__EXERCISE__
Reproduce the data below in full and exclude every picture.

# Start of COLLECTED MATERIAL

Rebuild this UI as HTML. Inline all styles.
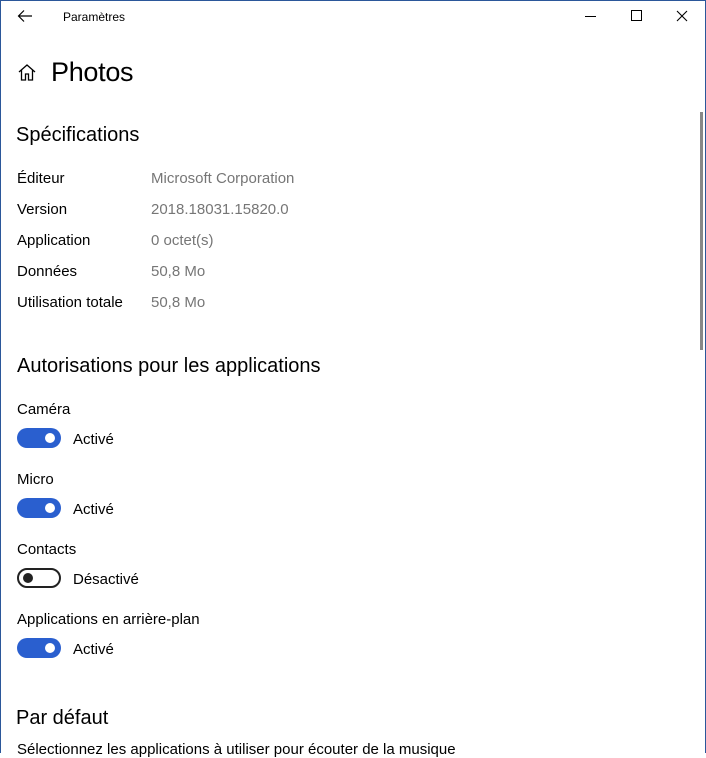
<!DOCTYPE html>
<html><head><meta charset="utf-8"><style>
body{margin:0;width:706px;height:752px;overflow:hidden;background:#fff;font-family:"Liberation Sans",sans-serif;color:#000;position:relative}
.frame{position:absolute;left:0;top:0;width:704px;height:752px;border-left:1px solid #2b579a;border-right:1px solid #2b579a;border-top:1px solid #2b579a;box-sizing:content-box}
.t{position:absolute;white-space:nowrap}
.g{color:#767676}
.tog{position:absolute;left:17px;width:44px;height:20px;border-radius:10px;background:#2a5fcf;box-sizing:border-box}
.tog::after{content:"";position:absolute;right:6px;top:5px;width:10px;height:10px;border-radius:50%;background:#fff}
.off{background:#fff;border:2px solid #222}
.off::after{left:4px;right:auto;top:3px;background:#222}
</style></head><body>
<div class="frame"></div>
<svg class="t" style="left:17px;top:9px" width="16" height="14"><path d="M15 7H2M7 1.5L1.5 7 7 12.5" stroke="#000" stroke-width="1.2" fill="none"/></svg>
<div class="t" style="left:63px;top:10px;font-size:12px">Paramètres</div>
<div class="t" style="left:585px;top:16px;width:11px;height:1px;background:#000"></div>
<div class="t" style="left:631px;top:10px;width:9px;height:9px;border:1px solid #000"></div>
<svg class="t" style="left:676px;top:10px" width="12" height="12"><path d="M1 1L11 11M11 1L1 11" stroke="#000" stroke-width="1.1"/></svg>
<svg class="t" style="left:17px;top:62px" width="20" height="20"><path d="M2 10L10 3 18 10M4.5 8v10h4v-6h3v6h4V8" stroke="#000" stroke-width="1.3" fill="none"/></svg>
<div class="t" style="left:51px;top:57px;font-size:27px;letter-spacing:-0.3px">Photos</div>
<div class="t" style="left:700px;top:112px;width:3px;height:238px;background:#888"></div>
<div class="t" style="left:16px;top:124px;font-size:20px">Spécifications</div>
<div class="t" style="left:17px;top:170px;font-size:15px">Éditeur</div><div class="t g" style="left:151px;top:170px;font-size:15px">Microsoft Corporation</div>
<div class="t" style="left:17px;top:201px;font-size:15px">Version</div><div class="t g" style="left:151px;top:201px;font-size:15px">2018.18031.15820.0</div>
<div class="t" style="left:17px;top:232px;font-size:15px">Application</div><div class="t g" style="left:151px;top:232px;font-size:15px">0 octet(s)</div>
<div class="t" style="left:17px;top:263px;font-size:15px">Données</div><div class="t g" style="left:151px;top:263px;font-size:15px">50,8 Mo</div>
<div class="t" style="left:17px;top:294px;font-size:15px">Utilisation totale</div><div class="t g" style="left:151px;top:294px;font-size:15px">50,8 Mo</div>
<div class="t" style="left:17px;top:355px;font-size:20px">Autorisations pour les applications</div>
<div class="t" style="left:17px;top:401px;font-size:15px">Caméra</div>
<div class="tog" style="top:428px"></div><div class="t" style="left:73px;top:431px;font-size:15px">Activé</div>
<div class="t" style="left:17px;top:471px;font-size:15px">Micro</div>
<div class="tog" style="top:498px"></div><div class="t" style="left:73px;top:501px;font-size:15px">Activé</div>
<div class="t" style="left:17px;top:541px;font-size:15px">Contacts</div>
<div class="tog off" style="top:568px"></div><div class="t" style="left:73px;top:571px;font-size:15px">Désactivé</div>
<div class="t" style="left:17px;top:611px;font-size:15px">Applications en arrière-plan</div>
<div class="tog" style="top:638px"></div><div class="t" style="left:73px;top:641px;font-size:15px">Activé</div>
<div class="t" style="left:16px;top:707px;font-size:20px">Par défaut</div>
<div class="t" style="left:17px;top:741px;font-size:15px">Sélectionnez les applications à utiliser pour écouter de la musique</div>
</body></html>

# End of COLLECTED MATERIAL

__OUTPUT OF THE TASK__
Rebuild this UI as HTML. Inline all styles.
<!DOCTYPE html>
<html><head><meta charset="utf-8"><style>
body{margin:0;width:706px;height:752px;overflow:hidden;background:#fff;font-family:"Liberation Sans",sans-serif;color:#000;position:relative}
.frame{position:absolute;left:0;top:0;width:704px;height:752px;border-left:1px solid #2b579a;border-right:1px solid #2b579a;border-top:1px solid #2b579a;box-sizing:content-box}
.t{position:absolute;white-space:nowrap}
.g{color:#767676}
.tog{position:absolute;left:17px;width:44px;height:20px;border-radius:10px;background:#2a5fcf;box-sizing:border-box}
.tog::after{content:"";position:absolute;right:6px;top:5px;width:10px;height:10px;border-radius:50%;background:#fff}
.off{background:#fff;border:2px solid #222}
.off::after{left:4px;right:auto;top:3px;background:#222}
</style></head><body>
<div class="frame"></div>
<svg class="t" style="left:17px;top:9px" width="16" height="14"><path d="M15 7H2M7 1.5L1.5 7 7 12.5" stroke="#000" stroke-width="1.2" fill="none"/></svg>
<div class="t" style="left:63px;top:10px;font-size:12px">Paramètres</div>
<div class="t" style="left:585px;top:16px;width:11px;height:1px;background:#000"></div>
<div class="t" style="left:631px;top:10px;width:9px;height:9px;border:1px solid #000"></div>
<svg class="t" style="left:676px;top:10px" width="12" height="12"><path d="M1 1L11 11M11 1L1 11" stroke="#000" stroke-width="1.1"/></svg>
<svg class="t" style="left:17px;top:62px" width="20" height="20"><path d="M2 10L10 3 18 10M4.5 8v10h4v-6h3v6h4V8" stroke="#000" stroke-width="1.3" fill="none"/></svg>
<div class="t" style="left:51px;top:57px;font-size:27px;letter-spacing:-0.3px">Photos</div>
<div class="t" style="left:700px;top:112px;width:3px;height:238px;background:#888"></div>
<div class="t" style="left:16px;top:124px;font-size:20px">Spécifications</div>
<div class="t" style="left:17px;top:170px;font-size:15px">Éditeur</div><div class="t g" style="left:151px;top:170px;font-size:15px">Microsoft Corporation</div>
<div class="t" style="left:17px;top:201px;font-size:15px">Version</div><div class="t g" style="left:151px;top:201px;font-size:15px">2018.18031.15820.0</div>
<div class="t" style="left:17px;top:232px;font-size:15px">Application</div><div class="t g" style="left:151px;top:232px;font-size:15px">0 octet(s)</div>
<div class="t" style="left:17px;top:263px;font-size:15px">Données</div><div class="t g" style="left:151px;top:263px;font-size:15px">50,8 Mo</div>
<div class="t" style="left:17px;top:294px;font-size:15px">Utilisation totale</div><div class="t g" style="left:151px;top:294px;font-size:15px">50,8 Mo</div>
<div class="t" style="left:17px;top:355px;font-size:20px">Autorisations pour les applications</div>
<div class="t" style="left:17px;top:401px;font-size:15px">Caméra</div>
<div class="tog" style="top:428px"></div><div class="t" style="left:73px;top:431px;font-size:15px">Activé</div>
<div class="t" style="left:17px;top:471px;font-size:15px">Micro</div>
<div class="tog" style="top:498px"></div><div class="t" style="left:73px;top:501px;font-size:15px">Activé</div>
<div class="t" style="left:17px;top:541px;font-size:15px">Contacts</div>
<div class="tog off" style="top:568px"></div><div class="t" style="left:73px;top:571px;font-size:15px">Désactivé</div>
<div class="t" style="left:17px;top:611px;font-size:15px">Applications en arrière-plan</div>
<div class="tog" style="top:638px"></div><div class="t" style="left:73px;top:641px;font-size:15px">Activé</div>
<div class="t" style="left:16px;top:707px;font-size:20px">Par défaut</div>
<div class="t" style="left:17px;top:741px;font-size:15px">Sélectionnez les applications à utiliser pour écouter de la musique</div>
</body></html>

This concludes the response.